Edwin Mejia, of Athletes Premier International, had represented Chapman soon after he defected from the Cuban national team in July.
Mejia had started negotiations with several major league teams, but Chapman switched to veteran agents Randy and Alan Hendricks, Randy confirmed to ESPN The Magazine on Saturday.
It's unclear when Chapman made the switch, first reported by the Florida Spanish newspaper El Nuevo Herald on Friday.
"Athletes Premier International is greatly surprised and deeply disappointed that Aroldis Chapman has decided to change agents," the agency said in a statement. "The agency has put forth a lot of time and effort towards helping him achieve his goal of becoming a major league pitcher and he gave us no indication that he was unhappy with our advice or the way he was treated. We will have more to say about this matter at a later date, but in the meantime we wish Aroldis luck in his future endeavors."
Rodney Fernandez, a Miami-based agent born in Cuba who works for the Hendricks brothers, told ESPN The Magazine in a phone interview that Chapman contacted him several days ago.
"I don't know how he got my number," Fernandez said. "It's not like I'm famous or something. We followed every legal step. Maybe it's because I'm Cuban is why he contacted me. I didn't do anything specifically but just answered his call. He simply asked me for help and we are providing it."
The timing of Chapman's decision is curious considering he and Mejia were linked as recently as this week. When asked by ESPN The Magazine on Monday what Chapman's time frame was for making a decision on signing, Mejia replied in an e-mail, "We hope to have him preparing for spring training with his new club as soon as it's possible."
Also last week, Mejia took Chapman on a round of interviews with Sports Illustrated, The Associated Press and ESPN Deportes.
Chapman's original decision to be represented by Mejia caught many by surprise at the time because Mejia was a relative unknown who had never previously represented a major league player.

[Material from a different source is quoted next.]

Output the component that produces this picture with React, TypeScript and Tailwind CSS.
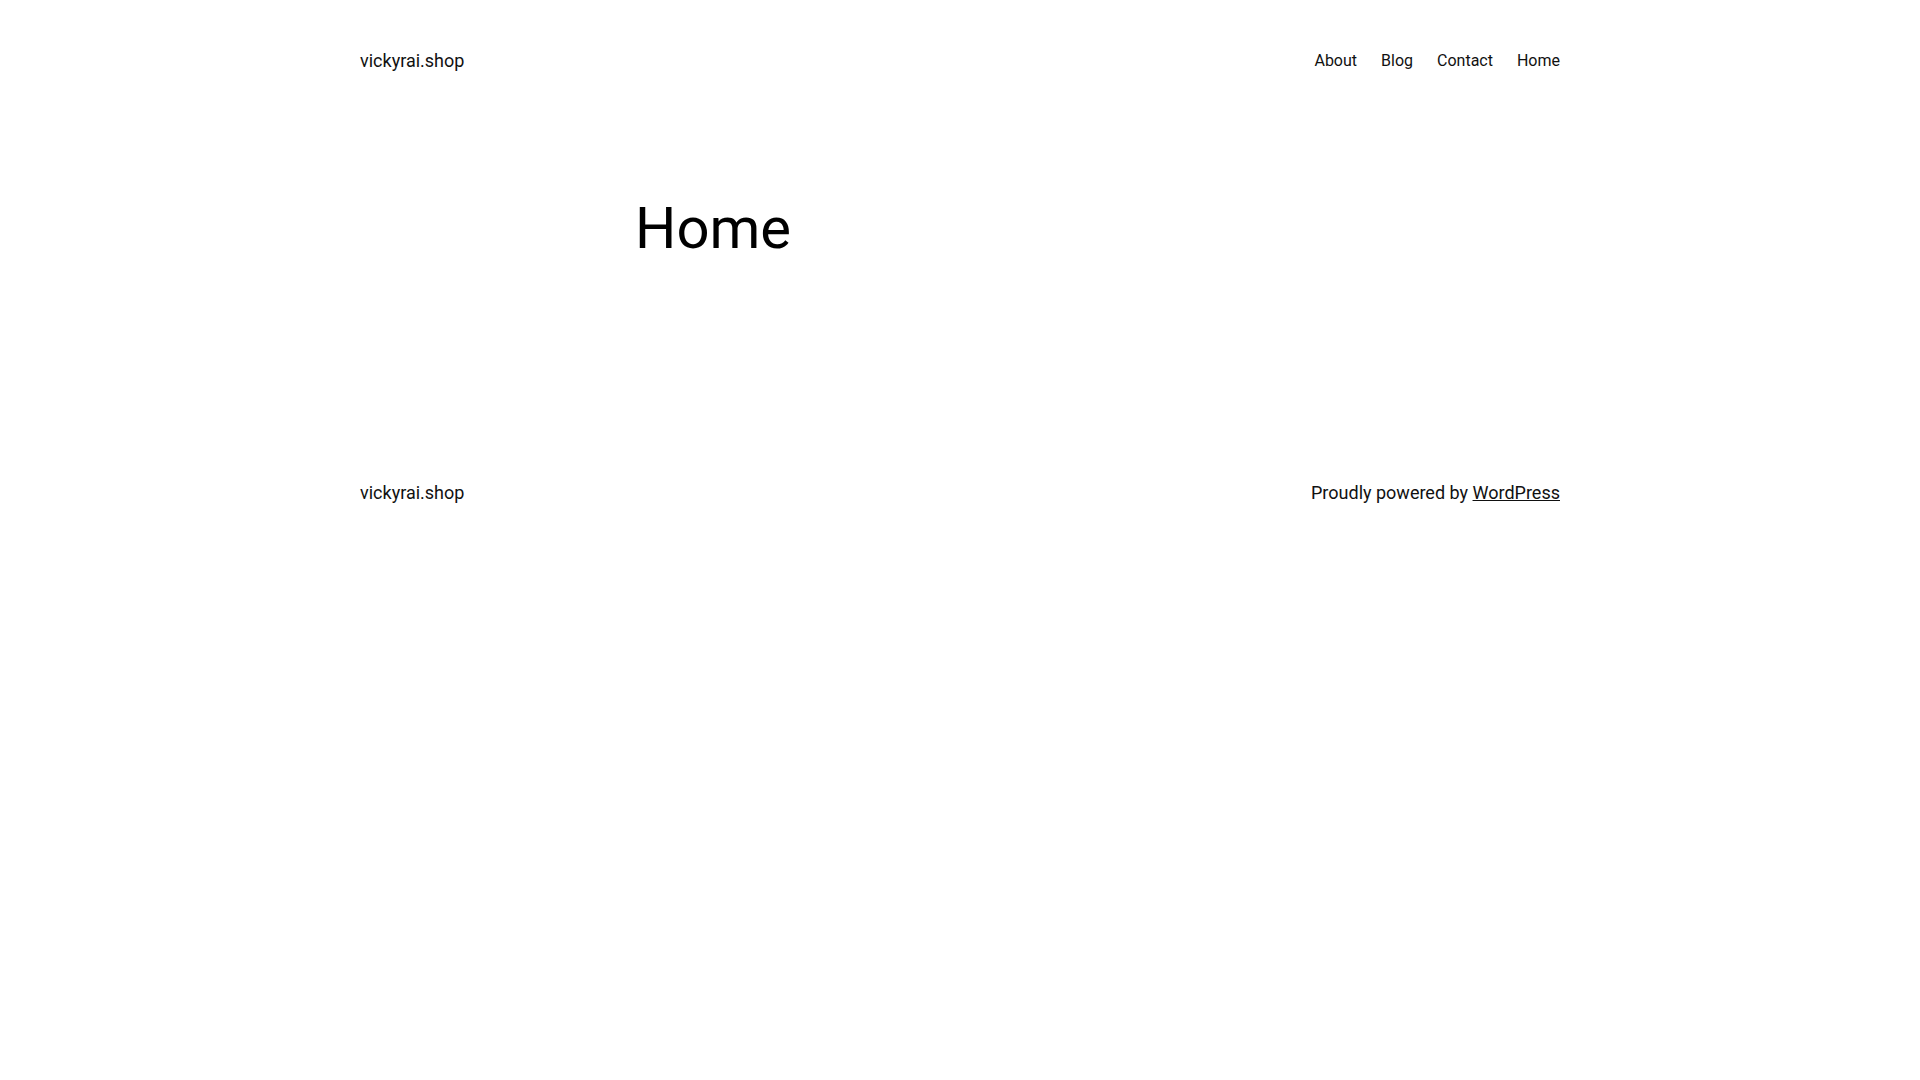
import React from "react";

const navItems = ["About", "Blog", "Contact", "Home"];

const App = () => {
  return (
    <div className="min-h-screen w-full bg-white text-black font-['Roboto',sans-serif]">
      <header className="mx-auto flex w-[1200px] items-center justify-between pt-[47px]">
        <a href="#" className="text-[18px] leading-[28px] text-[#111]">
          vickyrai.shop
        </a>
        <nav className="flex gap-6 text-[16px] leading-[28px] text-[#111]">
          {navItems.map((item) => (
            <a key={item} href="#">
              {item}
            </a>
          ))}
        </nav>
      </header>

      <main className="mx-auto w-[650px] pt-[117px] pb-[215px]">
        <h1 className="text-[58px] leading-[72px] font-normal">Home</h1>
      </main>

      <footer className="mx-auto flex w-[1200px] items-center justify-between">
        <a href="#" className="text-[18px] leading-[28px] text-[#111]">
          vickyrai.shop
        </a>
        <p className="text-[18px] leading-[28px] text-[#111]">
          Proudly powered by{" "}
          <a href="#" className="underline">
            WordPress
          </a>
        </p>
      </footer>
    </div>
  );
};

export default App;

But the link was a junior college player from Cuba whom Mejia advised and who had been a childhood friend of Chapman's.
Chapman and Mejia linked up in Rotterdam, Netherlands, soon after Chapman had defected there during a tournament. Mejia and Chapman then drove from the Netherlands to Barcelona, where Chapman lived and trained for several weeks.
While in Barcelona, Chapman and Mejia gave an exclusive interview to ESPN in late July, when Mejia acknowledged the possibility that Chapman might one day choose a more high-profile agent.
"Well, he has that right," Mejia said then. "He knows that. We told him that. I mean he can, he can change. If we put his interest first and if we do everything possible to keep him protected, well-served and happy, that's all we can do. Legally you can't force him to stay with me or where any agent can't force a player, you just can't, it's illegal. I expect him to be with Athletes Premier for a long time."
Soon after, Chapman and Mejia moved to Andorra, a small country on the border of France and Spain, where Chapman established residency in September, a necessary step to becoming a free agent.
Less than a week after establishing residency, Major League Baseball awarded the Cuban free-agency status. In October, Mejia took Chapman to New York to begin the process of negotiations with several teams, including the Yankees, Red Sox and Mets. Chapman and Mejia went to a playoff game at Yankee Stadium together and visited with Boston officials at Fenway Park.
It was expected that Chapman soon would begin receiving offers.
During their time in Barcelona, Mejia said several agents had called and contacted Chapman in order to lure him as a client. But Chapman, in the interview with ESPN, insisted he was happy with Mejia.
"Well, I did not know about him," Chapman said in July. "Since he came recommended from a friend, who was almost like a brother to me, I trusted him and I made up my mind. [Mejia] has taught me a great deal about life, from a personal and athletic standpoint. And right now I feel very happy, very grateful for the trust we have in each other. My family is far away over in Cuba, so right now he is my family and we have very good communication. We get along very well."